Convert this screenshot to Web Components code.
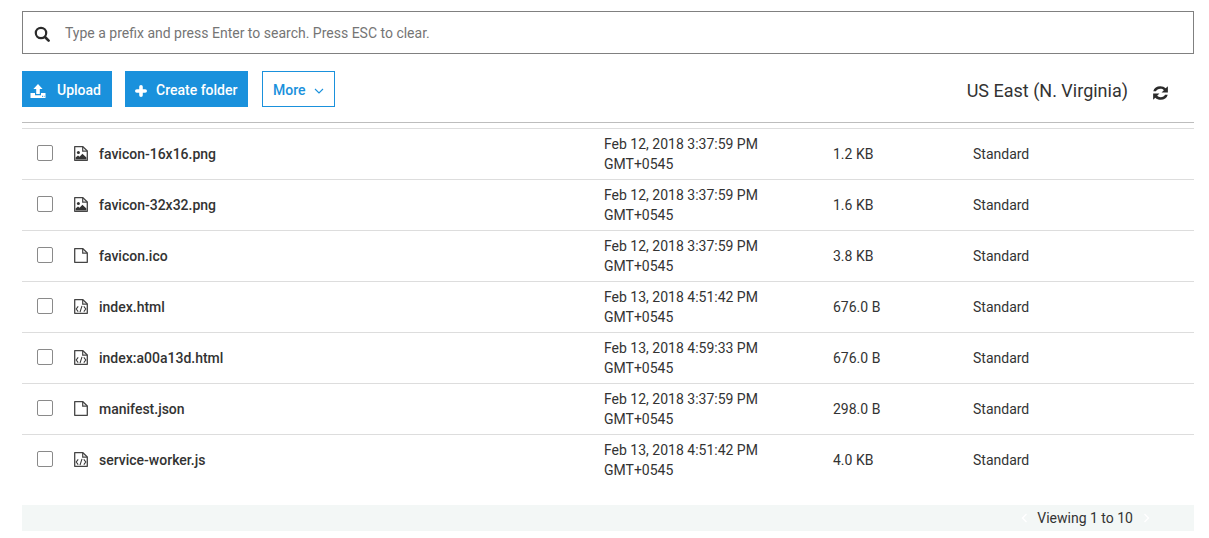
<!DOCTYPE html>
<html><head><meta charset="utf-8">
<style>
html,body{margin:0;padding:0;background:#fff}
body{font-family:Roboto,sans-serif;color:#333;width:1209px;height:538px;overflow:hidden}
s3-browser{display:block}
</style></head><body>
<s3-browser>
<s3-search placeholder="Type a prefix and press Enter to search. Press ESC to clear."></s3-search>
<s3-toolbar region="US East (N. Virginia)"></s3-toolbar>
<s3-table>
<s3-row icon="image" name="favicon-16x16.png" date="Feb 12, 2018 3:37:59 PM" size="1.2 KB"></s3-row>
<s3-row icon="image" name="favicon-32x32.png" date="Feb 12, 2018 3:37:59 PM" size="1.6 KB"></s3-row>
<s3-row icon="file" name="favicon.ico" date="Feb 12, 2018 3:37:59 PM" size="3.8 KB"></s3-row>
<s3-row icon="code" name="index.html" date="Feb 13, 2018 4:51:42 PM" size="676.0 B"></s3-row>
<s3-row icon="code" name="index:a00a13d.html" date="Feb 13, 2018 4:59:33 PM" size="676.0 B"></s3-row>
<s3-row icon="file" name="manifest.json" date="Feb 12, 2018 3:37:59 PM" size="298.0 B"></s3-row>
<s3-row icon="code" name="service-worker.js" date="Feb 13, 2018 4:51:42 PM" size="4.0 KB"></s3-row>
</s3-table>
<s3-pager text="Viewing 1 to 10"></s3-pager>
</s3-browser>
<script>
function def(name, render){
  customElements.define(name, class extends HTMLElement{
    connectedCallback(){
      if(this.shadowRoot) return;
      this.attachShadow({mode:'open'}).innerHTML = render(this);
    }
  });
}
const fileOutline = '<path d="M.7 .7H8.9L13.3 5V14.3H.7Z" fill="#fff" stroke="#454545" stroke-width="1.3" stroke-linejoin="round"/><path d="M8.7 .8V5.2H13.2" fill="none" stroke="#454545" stroke-width="1.2"/>';
const icons = {
  file: fileOutline,
  image: fileOutline + '<circle cx="4.4" cy="6.4" r="1.5" fill="#333"/><path d="M1.6 13.6V11.6L4 9.6 5.6 10.8 8.4 7.8 12.4 11.4V13.6Z" fill="#333"/>',
  code: fileOutline + '<path d="M4.2 7.4 2.2 10 4.2 12.6M9.8 7.4 11.8 10 9.8 12.6M8 6.8 6 13.2" fill="none" stroke="#3a3a3a" stroke-width="1.1"/>'
};
def('s3-search', el => `<style>
:host{display:block;margin:11px 15px 0 22px}
.box{box-sizing:border-box;height:43px;border:1px solid #808080;display:flex;align-items:center;padding-left:11px;gap:15px}
svg{width:16px;height:16px;flex:none;margin-top:2px}
span{font-size:14px;color:#757575}
</style><div class="box"><svg viewBox="0 0 16 16"><circle cx="7" cy="7" r="5.2" fill="none" stroke="#2b2b2b" stroke-width="2.2"/><path d="M11 11 14.6 14.6" stroke="#2b2b2b" stroke-width="2.6" stroke-linecap="round"/></svg><span>${el.getAttribute('placeholder')}</span></div>`);
def('s3-toolbar', el => `<style>
:host{display:flex;align-items:center;margin:17px 15px 0 22px;height:36px}
.btn{box-sizing:border-box;height:36px;display:flex;align-items:center;font-size:14px;font-weight:500;background:#1a91dc;color:#fff;padding-top:2px}
.btn svg{margin-top:2px}
.up{width:90px;padding-left:8px;gap:11px;margin-right:13px}
.cr{width:123px;padding-left:10px;gap:9px;margin-right:14px}
.more{width:73px;padding-left:10px;gap:8px;background:#fff;color:#1a91dc;border:1px solid #1a91dc;font-weight:500}
.spacer{flex:1}
.region{font-size:18px;color:#333;margin:2px 25px 0 0}
.ref{width:15px;height:14px;margin:8px 26px 0 0}
svg{flex:none}
</style>
<div class="btn up"><svg width="16" height="16" viewBox="0 0 16 16"><path d="M8 1 12.6 6H9.8V11H6.2V6H3.4Z" fill="#fff"/><path d="M.5 10H5V12.3H11V10H15.5V15H.5Z" fill="#fff"/><path d="M12 13.3H13M13.8 13.3H14.6" stroke="#1a91dc" stroke-width="1"/></svg><span>Upload</span></div>
<div class="btn cr"><svg width="12" height="12" viewBox="0 0 12 12"><path d="M6 1.8V10.2M1.8 6H10.2" stroke="#fff" stroke-width="3.6" stroke-linecap="round"/></svg><span>Create folder</span></div>
<div class="btn more"><span>More</span><svg width="10" height="6" viewBox="0 0 10 6"><path d="M1 1 5 5 9 1" fill="none" stroke="#1a91dc" stroke-width="1.1"/></svg></div>
<div class="spacer"></div>
<div class="region">${el.getAttribute('region')}</div>
<svg class="ref" viewBox="2.2 2.6 11.6 10.8" preserveAspectRatio="none"><path d="M2.4 6.6C3 4 5.2 2.7 7.8 2.7 9.6 2.7 11 3.4 12 4.4L13.7 2.7V7.6H8.8L10.6 5.8C9.9 5.1 9 4.7 7.9 4.7 6.3 4.7 5 5.4 4.5 6.6Z" fill="#2b2b2b"/><path d="M13.6 9.4C13 12 10.8 13.3 8.2 13.3 6.4 13.3 5 12.6 4 11.6L2.3 13.3V8.4H7.2L5.4 10.2C6.1 10.9 7 11.3 8.1 11.3 9.7 11.3 11 10.6 11.5 9.4Z" fill="#2b2b2b"/></svg>`);
def('s3-table', el => `<style>
:host{display:block;margin:15px 15px 0 22px;border-top:1px solid #bdbdbd;padding-top:5px}
.in{border-top:1px solid #ddd}
</style><div class="in"><slot></slot></div>`);
def('s3-row', el => {
  const d = el.getAttribute('date');
  return `<style>
:host{display:flex;align-items:center;box-sizing:border-box;height:51px;border-bottom:1px solid #ddd;font-size:14px;color:#333}
:host(:last-child){border-bottom-color:transparent}
.chk{box-sizing:border-box;width:16px;height:16px;border:1px solid #8a8a8a;border-radius:2px;margin:0 21px 3px 15px;background:#fff;flex:none}
svg{flex:none;margin:0 11px 1px 0;width:14px;height:15px}
.name{width:505px;font-weight:500;flex:none}
.date{width:229px;line-height:20px;flex:none}
.size{width:140px;flex:none}
</style><div class="chk"></div><svg viewBox="0 0 14 15">${icons[el.getAttribute('icon')]}</svg><div class="name">${el.getAttribute('name')}</div><div class="date">${d}<br>GMT+0545</div><div class="size">${el.getAttribute('size')}</div><div>Standard</div>`;
});
def('s3-pager', el => `<style>
:host{display:flex;align-items:center;justify-content:flex-end;box-sizing:border-box;margin:19px 15px 0 22px;height:26px;background:#f3f7f6;font-size:14px;color:#333;padding-right:44px}
span{margin:0 10px 0 9px}
svg{flex:none}
</style><svg width="7" height="10" viewBox="0 0 7 10"><path d="M5.5 1 1.5 5 5.5 9" fill="none" stroke="#fff" stroke-width="1.4"/></svg><span>${el.getAttribute('text')}</span><svg width="7" height="10" viewBox="0 0 7 10"><path d="M1.5 1 5.5 5 1.5 9" fill="none" stroke="#fff" stroke-width="1.4"/></svg>`);
</script>
</body></html>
++++++
TASK DETAILS:
Transcribe the whole listing, character for character, but not its images.

FINISHED ANSWER:
Convert this screenshot to Web Components code.
<!DOCTYPE html>
<html><head><meta charset="utf-8">
<style>
html,body{margin:0;padding:0;background:#fff}
body{font-family:Roboto,sans-serif;color:#333;width:1209px;height:538px;overflow:hidden}
s3-browser{display:block}
</style></head><body>
<s3-browser>
<s3-search placeholder="Type a prefix and press Enter to search. Press ESC to clear."></s3-search>
<s3-toolbar region="US East (N. Virginia)"></s3-toolbar>
<s3-table>
<s3-row icon="image" name="favicon-16x16.png" date="Feb 12, 2018 3:37:59 PM" size="1.2 KB"></s3-row>
<s3-row icon="image" name="favicon-32x32.png" date="Feb 12, 2018 3:37:59 PM" size="1.6 KB"></s3-row>
<s3-row icon="file" name="favicon.ico" date="Feb 12, 2018 3:37:59 PM" size="3.8 KB"></s3-row>
<s3-row icon="code" name="index.html" date="Feb 13, 2018 4:51:42 PM" size="676.0 B"></s3-row>
<s3-row icon="code" name="index:a00a13d.html" date="Feb 13, 2018 4:59:33 PM" size="676.0 B"></s3-row>
<s3-row icon="file" name="manifest.json" date="Feb 12, 2018 3:37:59 PM" size="298.0 B"></s3-row>
<s3-row icon="code" name="service-worker.js" date="Feb 13, 2018 4:51:42 PM" size="4.0 KB"></s3-row>
</s3-table>
<s3-pager text="Viewing 1 to 10"></s3-pager>
</s3-browser>
<script>
function def(name, render){
  customElements.define(name, class extends HTMLElement{
    connectedCallback(){
      if(this.shadowRoot) return;
      this.attachShadow({mode:'open'}).innerHTML = render(this);
    }
  });
}
const fileOutline = '<path d="M.7 .7H8.9L13.3 5V14.3H.7Z" fill="#fff" stroke="#454545" stroke-width="1.3" stroke-linejoin="round"/><path d="M8.7 .8V5.2H13.2" fill="none" stroke="#454545" stroke-width="1.2"/>';
const icons = {
  file: fileOutline,
  image: fileOutline + '<circle cx="4.4" cy="6.4" r="1.5" fill="#333"/><path d="M1.6 13.6V11.6L4 9.6 5.6 10.8 8.4 7.8 12.4 11.4V13.6Z" fill="#333"/>',
  code: fileOutline + '<path d="M4.2 7.4 2.2 10 4.2 12.6M9.8 7.4 11.8 10 9.8 12.6M8 6.8 6 13.2" fill="none" stroke="#3a3a3a" stroke-width="1.1"/>'
};
def('s3-search', el => `<style>
:host{display:block;margin:11px 15px 0 22px}
.box{box-sizing:border-box;height:43px;border:1px solid #808080;display:flex;align-items:center;padding-left:11px;gap:15px}
svg{width:16px;height:16px;flex:none;margin-top:2px}
span{font-size:14px;color:#757575}
</style><div class="box"><svg viewBox="0 0 16 16"><circle cx="7" cy="7" r="5.2" fill="none" stroke="#2b2b2b" stroke-width="2.2"/><path d="M11 11 14.6 14.6" stroke="#2b2b2b" stroke-width="2.6" stroke-linecap="round"/></svg><span>${el.getAttribute('placeholder')}</span></div>`);
def('s3-toolbar', el => `<style>
:host{display:flex;align-items:center;margin:17px 15px 0 22px;height:36px}
.btn{box-sizing:border-box;height:36px;display:flex;align-items:center;font-size:14px;font-weight:500;background:#1a91dc;color:#fff;padding-top:2px}
.btn svg{margin-top:2px}
.up{width:90px;padding-left:8px;gap:11px;margin-right:13px}
.cr{width:123px;padding-left:10px;gap:9px;margin-right:14px}
.more{width:73px;padding-left:10px;gap:8px;background:#fff;color:#1a91dc;border:1px solid #1a91dc;font-weight:500}
.spacer{flex:1}
.region{font-size:18px;color:#333;margin:2px 25px 0 0}
.ref{width:15px;height:14px;margin:8px 26px 0 0}
svg{flex:none}
</style>
<div class="btn up"><svg width="16" height="16" viewBox="0 0 16 16"><path d="M8 1 12.6 6H9.8V11H6.2V6H3.4Z" fill="#fff"/><path d="M.5 10H5V12.3H11V10H15.5V15H.5Z" fill="#fff"/><path d="M12 13.3H13M13.8 13.3H14.6" stroke="#1a91dc" stroke-width="1"/></svg><span>Upload</span></div>
<div class="btn cr"><svg width="12" height="12" viewBox="0 0 12 12"><path d="M6 1.8V10.2M1.8 6H10.2" stroke="#fff" stroke-width="3.6" stroke-linecap="round"/></svg><span>Create folder</span></div>
<div class="btn more"><span>More</span><svg width="10" height="6" viewBox="0 0 10 6"><path d="M1 1 5 5 9 1" fill="none" stroke="#1a91dc" stroke-width="1.1"/></svg></div>
<div class="spacer"></div>
<div class="region">${el.getAttribute('region')}</div>
<svg class="ref" viewBox="2.2 2.6 11.6 10.8" preserveAspectRatio="none"><path d="M2.4 6.6C3 4 5.2 2.7 7.8 2.7 9.6 2.7 11 3.4 12 4.4L13.7 2.7V7.6H8.8L10.6 5.8C9.9 5.1 9 4.7 7.9 4.7 6.3 4.7 5 5.4 4.5 6.6Z" fill="#2b2b2b"/><path d="M13.6 9.4C13 12 10.8 13.3 8.2 13.3 6.4 13.3 5 12.6 4 11.6L2.3 13.3V8.4H7.2L5.4 10.2C6.1 10.9 7 11.3 8.1 11.3 9.7 11.3 11 10.6 11.5 9.4Z" fill="#2b2b2b"/></svg>`);
def('s3-table', el => `<style>
:host{display:block;margin:15px 15px 0 22px;border-top:1px solid #bdbdbd;padding-top:5px}
.in{border-top:1px solid #ddd}
</style><div class="in"><slot></slot></div>`);
def('s3-row', el => {
  const d = el.getAttribute('date');
  return `<style>
:host{display:flex;align-items:center;box-sizing:border-box;height:51px;border-bottom:1px solid #ddd;font-size:14px;color:#333}
:host(:last-child){border-bottom-color:transparent}
.chk{box-sizing:border-box;width:16px;height:16px;border:1px solid #8a8a8a;border-radius:2px;margin:0 21px 3px 15px;background:#fff;flex:none}
svg{flex:none;margin:0 11px 1px 0;width:14px;height:15px}
.name{width:505px;font-weight:500;flex:none}
.date{width:229px;line-height:20px;flex:none}
.size{width:140px;flex:none}
</style><div class="chk"></div><svg viewBox="0 0 14 15">${icons[el.getAttribute('icon')]}</svg><div class="name">${el.getAttribute('name')}</div><div class="date">${d}<br>GMT+0545</div><div class="size">${el.getAttribute('size')}</div><div>Standard</div>`;
});
def('s3-pager', el => `<style>
:host{display:flex;align-items:center;justify-content:flex-end;box-sizing:border-box;margin:19px 15px 0 22px;height:26px;background:#f3f7f6;font-size:14px;color:#333;padding-right:44px}
span{margin:0 10px 0 9px}
svg{flex:none}
</style><svg width="7" height="10" viewBox="0 0 7 10"><path d="M5.5 1 1.5 5 5.5 9" fill="none" stroke="#fff" stroke-width="1.4"/></svg><span>${el.getAttribute('text')}</span><svg width="7" height="10" viewBox="0 0 7 10"><path d="M1.5 1 5.5 5 1.5 9" fill="none" stroke="#fff" stroke-width="1.4"/></svg>`);
</script>
</body></html>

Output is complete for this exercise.